# Aim:
Leave out the pictures and copy everything else below exactly.

# Supplied material:
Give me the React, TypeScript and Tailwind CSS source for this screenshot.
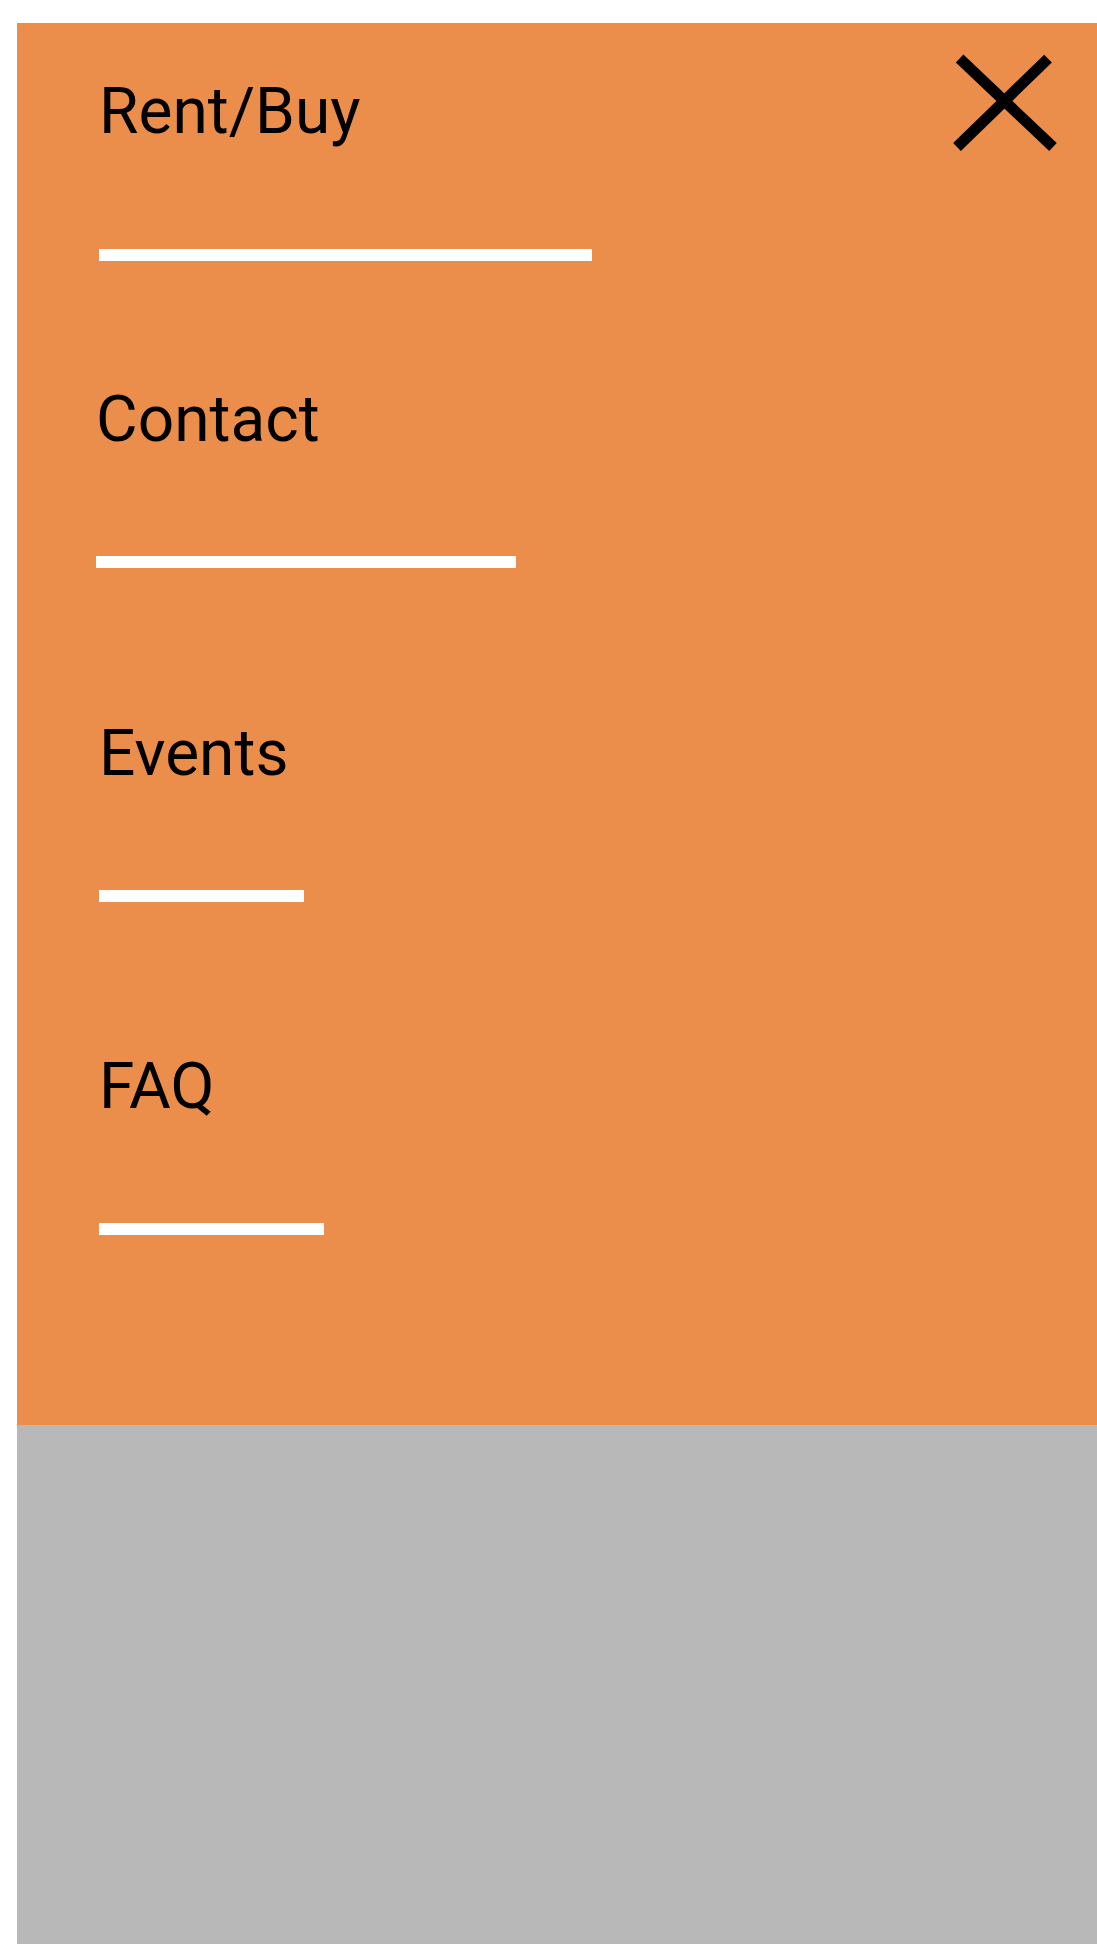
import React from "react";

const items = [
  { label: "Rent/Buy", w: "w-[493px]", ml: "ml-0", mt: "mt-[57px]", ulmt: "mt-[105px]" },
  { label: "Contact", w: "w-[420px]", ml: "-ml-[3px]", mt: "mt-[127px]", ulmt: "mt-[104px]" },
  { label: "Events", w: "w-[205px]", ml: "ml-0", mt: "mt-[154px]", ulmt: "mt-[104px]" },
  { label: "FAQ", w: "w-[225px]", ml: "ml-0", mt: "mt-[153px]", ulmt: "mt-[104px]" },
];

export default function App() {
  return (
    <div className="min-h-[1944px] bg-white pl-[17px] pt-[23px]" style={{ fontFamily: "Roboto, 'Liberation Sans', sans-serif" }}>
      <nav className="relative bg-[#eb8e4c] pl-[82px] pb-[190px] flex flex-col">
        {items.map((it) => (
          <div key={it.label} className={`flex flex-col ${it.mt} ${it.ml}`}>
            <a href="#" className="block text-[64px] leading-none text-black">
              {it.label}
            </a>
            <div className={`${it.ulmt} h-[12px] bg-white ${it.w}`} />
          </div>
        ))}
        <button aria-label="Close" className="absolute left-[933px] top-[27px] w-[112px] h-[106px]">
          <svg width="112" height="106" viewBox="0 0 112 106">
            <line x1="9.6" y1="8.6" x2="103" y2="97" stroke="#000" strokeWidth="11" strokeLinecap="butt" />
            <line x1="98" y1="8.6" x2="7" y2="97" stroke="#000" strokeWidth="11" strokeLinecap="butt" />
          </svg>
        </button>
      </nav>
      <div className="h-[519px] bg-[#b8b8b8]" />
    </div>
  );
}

# Completed exercise:
Give me the React, TypeScript and Tailwind CSS source for this screenshot.
import React from "react";

const items = [
  { label: "Rent/Buy", w: "w-[493px]", ml: "ml-0", mt: "mt-[57px]", ulmt: "mt-[105px]" },
  { label: "Contact", w: "w-[420px]", ml: "-ml-[3px]", mt: "mt-[127px]", ulmt: "mt-[104px]" },
  { label: "Events", w: "w-[205px]", ml: "ml-0", mt: "mt-[154px]", ulmt: "mt-[104px]" },
  { label: "FAQ", w: "w-[225px]", ml: "ml-0", mt: "mt-[153px]", ulmt: "mt-[104px]" },
];

export default function App() {
  return (
    <div className="min-h-[1944px] bg-white pl-[17px] pt-[23px]" style={{ fontFamily: "Roboto, 'Liberation Sans', sans-serif" }}>
      <nav className="relative bg-[#eb8e4c] pl-[82px] pb-[190px] flex flex-col">
        {items.map((it) => (
          <div key={it.label} className={`flex flex-col ${it.mt} ${it.ml}`}>
            <a href="#" className="block text-[64px] leading-none text-black">
              {it.label}
            </a>
            <div className={`${it.ulmt} h-[12px] bg-white ${it.w}`} />
          </div>
        ))}
        <button aria-label="Close" className="absolute left-[933px] top-[27px] w-[112px] h-[106px]">
          <svg width="112" height="106" viewBox="0 0 112 106">
            <line x1="9.6" y1="8.6" x2="103" y2="97" stroke="#000" strokeWidth="11" strokeLinecap="butt" />
            <line x1="98" y1="8.6" x2="7" y2="97" stroke="#000" strokeWidth="11" strokeLinecap="butt" />
          </svg>
        </button>
      </nav>
      <div className="h-[519px] bg-[#b8b8b8]" />
    </div>
  );
}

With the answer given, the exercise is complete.